Published: Monday, October 08, 2007
(Page 8 of 9)
Bud Konheim, ceo, Nicole Miller"The bottom line is this business is a commercial art, not a fine art. If you have a designer without a ceo, you have a fine art. If you have a ceo without a designer, you just have a commodity, and you won't thrive for long.
"Without great design, you can be the biggest ceo in the world and everything can be a joke," Konheim said. "If the designer is able to make all this great product without a ceo, then you don't need a ceo. But the really good designers are prolific and creative, and they all need an alter ego they can throw ideas against. Someone has to boil it down to what we are going to make a living on."
Konheim has been that person at Nicole Miller for more than two decades.
"Nicole and my partnership is based on a couple of philosophical tenants I laid down at the beginning: The business is going to be called Nicole Miller, the muse you are going to design things for is you and I am confident there are enough people who share your aesthetic to make a business. I've tried to manage her best design efforts, without wrecking it by saying we are having such a great season with all this stuff, don't make any new things. New innovations aren't big sellers out of the box, but you have to get them out there."

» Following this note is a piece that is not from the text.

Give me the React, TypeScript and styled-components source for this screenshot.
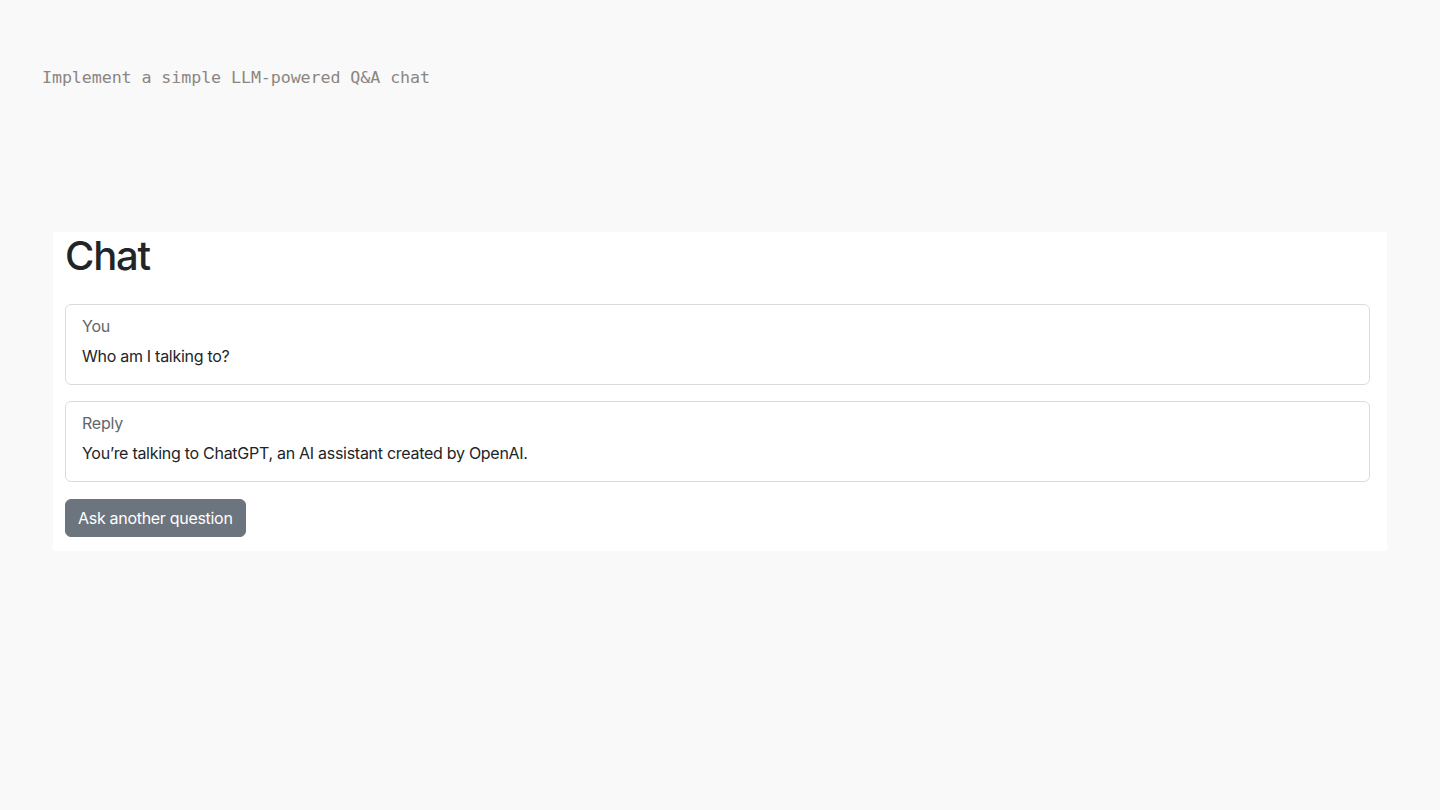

Elaine Hughes, president, executive search firm E.A. Hughes & Co.
"In hiring for any company when the designer is an active participant in the business, you have to understand how the designer thinks and then you look for complementary skill sets. In a designer-driven company, designers need to be partnered with someone to hold them accountable, and you look for someone financially sound with a success record. Some designers like [Lauren] think like a businessperson, and he directly recruited Roger Farah, who had the retail experience and was an excellent complement."
Allan Ellinger, senior managing director, Marketing Management Group
He argues that a third person is equally important: the head of merchandising. "A classically organized apparel company is like a seesaw with the ceo on one side and the designer on the other — and you need the merchant in the middle to create the balance. That person really has to marry the commerciality of the product to the design through helping plan what the collections will look like, edit the line and make sure the collection meets the price points required by the company."